On one of the last days of the trip, we went to a beautiful region of Haiti, Jacmel. After walking around the city and visiting a local art museum, we headed for the beach. I have never been to a more beautiful beach than the stony beaches of Jacmel. After being treated to a wonderful chicken dinner and spicy goat shish kabobs, the group watched a beautiful sunset and headed back for our final days in Haiti.
A village elder pauses to smile after performing an oral story about the history of her people. Of all the people in the room she was the most full of emergency, of life, and of grace. Her performance was thoroughly captivating, and though it was in another language, she had a way of making you feel, and somehow understand, what she was saying. All eyes were on her, the other village elders, all the volunteers, and some stray school children waiting beneath the open windows. I didn’t have to say much to get this picture, just slightly lift my camera and she stuck her pose, and I am forever grateful I got to meet her.
Thirst: A young girl journeys to one of the only sources of clean water in her small mountain village. I felt very luck to have got this shot.
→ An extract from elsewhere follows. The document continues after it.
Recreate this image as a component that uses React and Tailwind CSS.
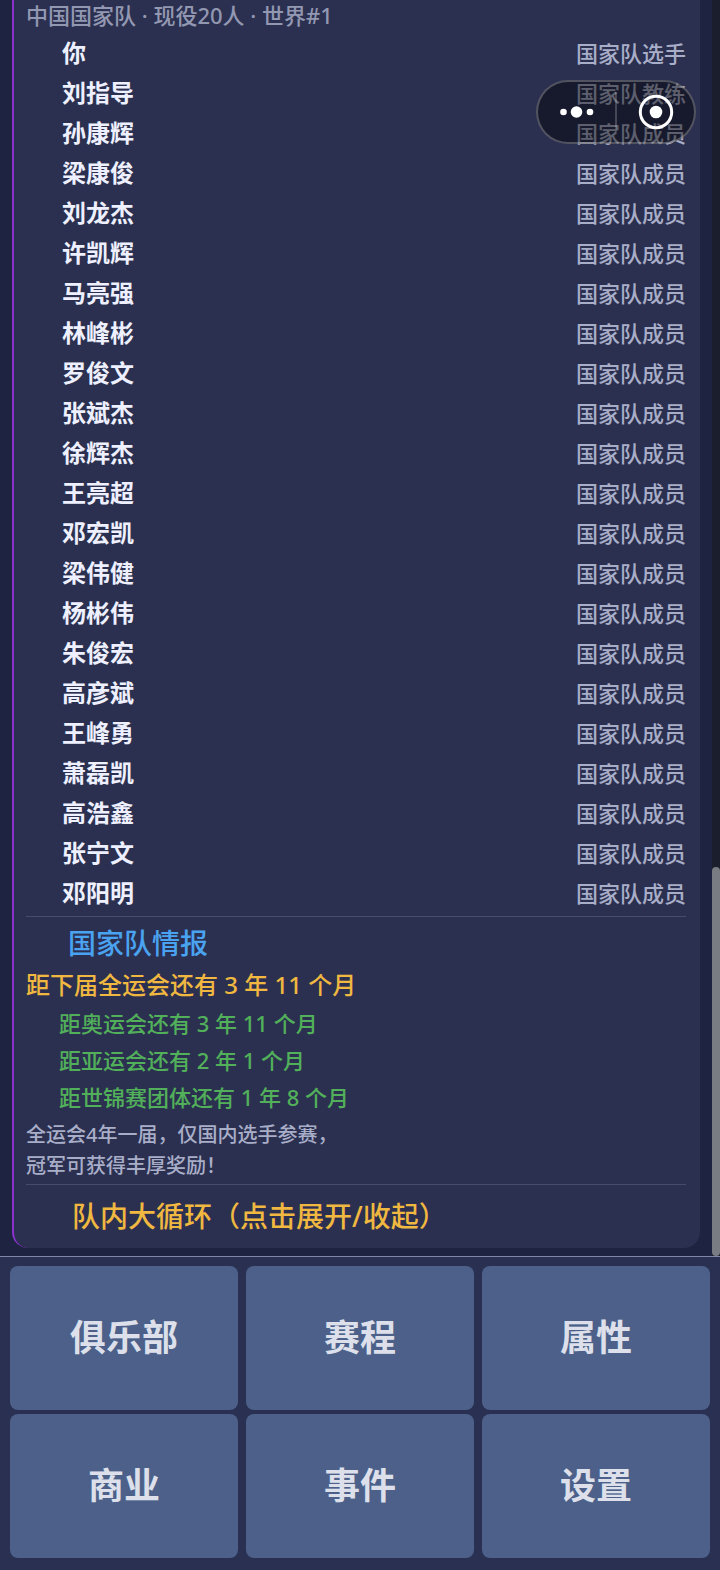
import React from 'react';

const members = [
  { name: '你', role: '国家队选手' },
  { name: '刘指导', role: '国家队教练' },
  { name: '孙康辉', role: '国家队成员' },
  { name: '梁康俊', role: '国家队成员' },
  { name: '刘龙杰', role: '国家队成员' },
  { name: '许凯辉', role: '国家队成员' },
  { name: '马亮强', role: '国家队成员' },
  { name: '林峰彬', role: '国家队成员' },
  { name: '罗俊文', role: '国家队成员' },
  { name: '张斌杰', role: '国家队成员' },
  { name: '徐辉杰', role: '国家队成员' },
  { name: '王亮超', role: '国家队成员' },
  { name: '邓宏凯', role: '国家队成员' },
  { name: '梁伟健', role: '国家队成员' },
  { name: '杨彬伟', role: '国家队成员' },
  { name: '朱俊宏', role: '国家队成员' },
  { name: '高彦斌', role: '国家队成员' },
  { name: '王峰勇', role: '国家队成员' },
  { name: '萧磊凯', role: '国家队成员' },
  { name: '高浩鑫', role: '国家队成员' },
  { name: '张宁文', role: '国家队成员' },
  { name: '邓阳明', role: '国家队成员' },
];

const countdowns = [
  '距奥运会还有 3 年 11 个月',
  '距亚运会还有 2 年 1 个月',
  '距世锦赛团体还有 1 年 8 个月',
];

const tabs = ['俱乐部', '赛程', '属性', '商业', '事件', '设置'];

function MemberList() {
  return (
    <ul className="pt-[3px]">
      {members.map((member) => (
        <li
          key={member.name}
          className="flex h-10 items-center justify-between pl-9"
        >
          <span className="text-[24px] leading-8 font-bold text-[#eef0ff]">
            {member.name}
          </span>
          <span className="text-[22px] leading-8 text-[#a9aec8]">
            {member.role}
          </span>
        </li>
      ))}
    </ul>
  );
}

function TeamInfo() {
  return (
    <section className="mt-[3px] border-t border-[#474c6b] pt-1.5">
      <h2 className="pl-[42px] text-[28px] leading-10 text-[#4aa3f0]">
        国家队情报
      </h2>
      <p className="mt-0.5 text-[24px] leading-10 text-[#f0b840]">
        距下届全运会还有 3 年 11 个月
      </p>
      <ul className="pl-[33px] text-[22px] leading-[37px] text-[#52b05a]">
        {countdowns.map((text) => (
          <li key={text}>{text}</li>
        ))}
      </ul>
      <p className="pt-[3px] text-[20px] leading-[31px] text-[#a9aec8]">
        全运会4年一届，仅国内选手参赛，
        <br />
        冠军可获得丰厚奖励！
      </p>
    </section>
  );
}

// floating mini-program menu
function Capsule() {
  return (
    <div className="absolute top-20 right-6 flex h-16 w-40 items-center rounded-full border-2 border-white/25 bg-black/45">
      <button
        type="button"
        aria-label="更多"
        className="flex h-full flex-1 items-center justify-center"
      >
        <svg width="36" height="14" viewBox="0 0 36 14" fill="#fff">
          <circle cx="4.5" cy="7" r="3.3" />
          <circle cx="17.5" cy="7" r="5.8" />
          <circle cx="31" cy="7" r="3.3" />
        </svg>
      </button>
      <div className="h-10 w-0.5 bg-white/20" />
      <button
        type="button"
        aria-label="关闭"
        className="flex h-full flex-1 items-center justify-center"
      >
        <svg width="36" height="36" viewBox="0 0 36 36">
          <circle cx="18" cy="18" r="15.7" fill="none" stroke="#fff" strokeWidth="3" />
          <circle cx="18" cy="18" r="6.3" fill="#fff" />
        </svg>
      </button>
    </div>
  );
}

function TabBar() {
  return (
    <nav className="grid grid-cols-3 gap-x-2 gap-y-1 border-t border-[#7f86a8] bg-[#2a3052] px-2.5 pt-[9px] pb-3">
      {tabs.map((tab) => (
        <button
          key={tab}
          type="button"
          className="h-36 rounded-lg bg-[#4c608a] text-[36px] font-bold text-[#dde0ea]"
        >
          {tab}
        </button>
      ))}
    </nav>
  );
}

export default function App() {
  return (
    <div className="relative flex min-h-screen flex-col bg-[#1e2341] font-['Noto_Sans','Noto_Sans_CJK_SC',sans-serif] font-medium">
      <main className="flex flex-1">
        <div className="flex-1 px-3 pb-2">
          <div className="rounded-b-2xl border-l-2 border-[#8b31cf] bg-[#2b3050] pr-3.5 pb-3 pl-3">
            <h1 className="text-[22px] leading-[30px] text-[#9398b2]">
              中国国家队 · 现役20人 · 世界#1
            </h1>
            <MemberList />
            <TeamInfo />
            <div className="mt-[3px] border-t border-[#474c6b] pt-[11px]">
              <button
                type="button"
                className="block w-full pl-[46px] text-left text-[28px] leading-10 text-[#f0b840]"
              >
                队内大循环（点击展开/收起）
              </button>
            </div>
          </div>
        </div>
        <div className="flex w-2 flex-col justify-end bg-[#1b1e2c]">
          <div className="h-[31%] rounded-full bg-[#7a7c84]" />
        </div>
      </main>
      <TabBar />
      <Capsule />
    </div>
  );
}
After hiking down the side of a mountain to get the one of the only sources of fresh water in the area, there was already a small group of women there, some doing laundry some collecting water. After waiting about twenty minutes, this beautiful little girl wandered up to the water source. This is one of the most moving photographs I have shot to date, and it was a moment I won’t forget any time soon.
Photos taken in Port-au-Prince and La Vallée de Jacmel. Project focuses included education, cultural heritage, and providing clean water to the people of Haiti. December 2014 through January 2015.